David Monje Johnston immediately comes to mind; he oversaw iGem Guelph last year, in his plant agriculture lab. His advice could likely benefit the team.

What am I doing?

Well, I’ve contacted Andre Masella who currently lives and reigns at Laurier. He’s the head of modeling this year for Waterloo and has summarized the objectives as the creation of some software that will anticipate the best sequence of sites needed to ensure the highest probability of consistent exchange between the cassette and the chasis chromosome.

We’ve all settled on the idea that I would be assisting Andre, with the likelihood of coaching an undergraduate in bioinformatics software design, deployment and utility all the while.

I’m very interested in seeing the background work on this, since I have little idea of what the problem constraints are. What makes a given sequence a good sequence (high in stability, high in predictability), what makes a given sequence bad (high in variance, low likelihood of working)? I’ve written back to ask about related papers he’s worked with, seen or written.

This should be a BLAST.

Eddie Ma

May 15th, 2009 at 9:14 am

Meeting with Chris Cameron

without comments

Chris is a student working on a summer project towards starting a Master’s degree soon. We’ve been meeting semi-regularly so that we can discuss his project ideas and so that I can offer assistance with whatever cheminformatics / bioinformatics software, datasets and any other technologies that have come up in his work.

Today’s meeting was kind of interesting– it involved revisiting the idea that the NGN can be integrated in a larger expert decision system, and also that the NGN can itself operate as a molecular kernel whose output can be then fed into some other decision machine. Dr. Kremer had a few ideas, but I didn’t quite grasp what was being conveyed– it can however be narrowed down to three specific designs.

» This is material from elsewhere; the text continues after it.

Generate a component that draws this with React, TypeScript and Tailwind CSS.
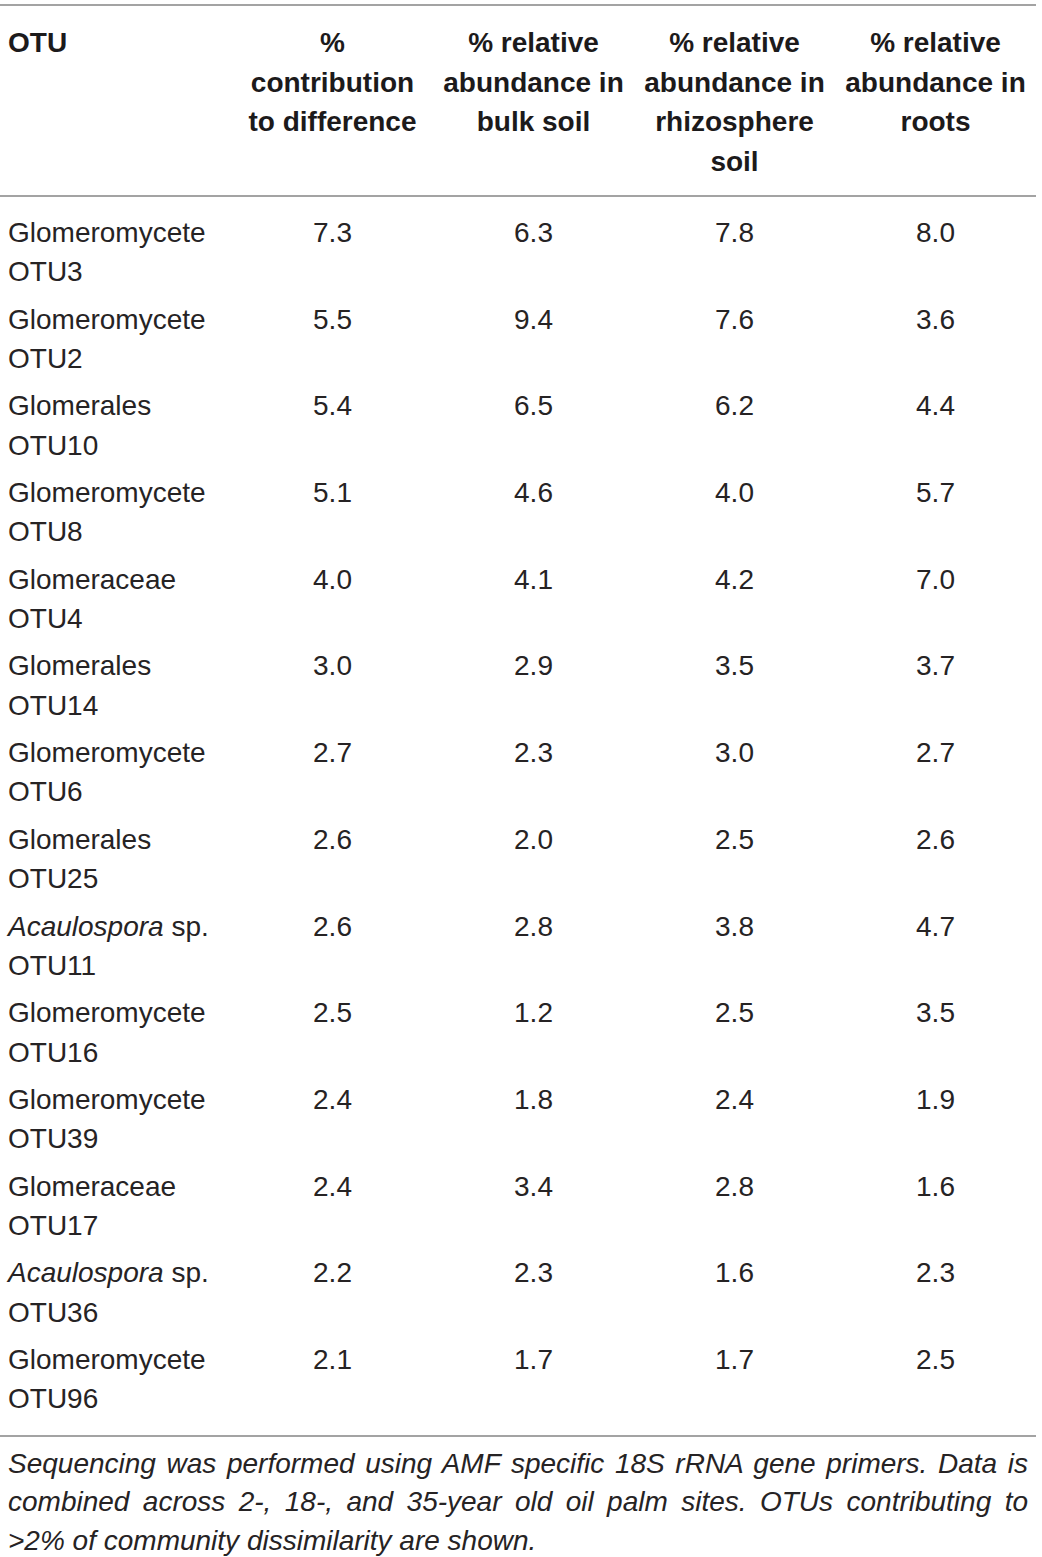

  • The NGN output can be used as features in a larger molecular descriptor vector space.
  • A different NGN tuned toward a specific kind of problem is selected from a panel of NGNs trained at different problems; this selection is done by an expert (decision tree, or some other state machine).
  • The NGN can output an x-dimension array; for instance, a 3D grid of outputs is output so that on the three axes are labeled ‘species’, ‘LD50 class’ (lethal dose for 50% of the population), and ‘target organ or tissue’

As a side note, we decided it might be good to look at the traditional QSAR task with traditional descriptors and the good ol’ feed forward neural network. I’ll prepare the general neural network software for Chris that I used in Experimental Design; the first version I sent in had too much stuff in it, I’ll basically strip it down to “just operational” so he can actually understand the thing.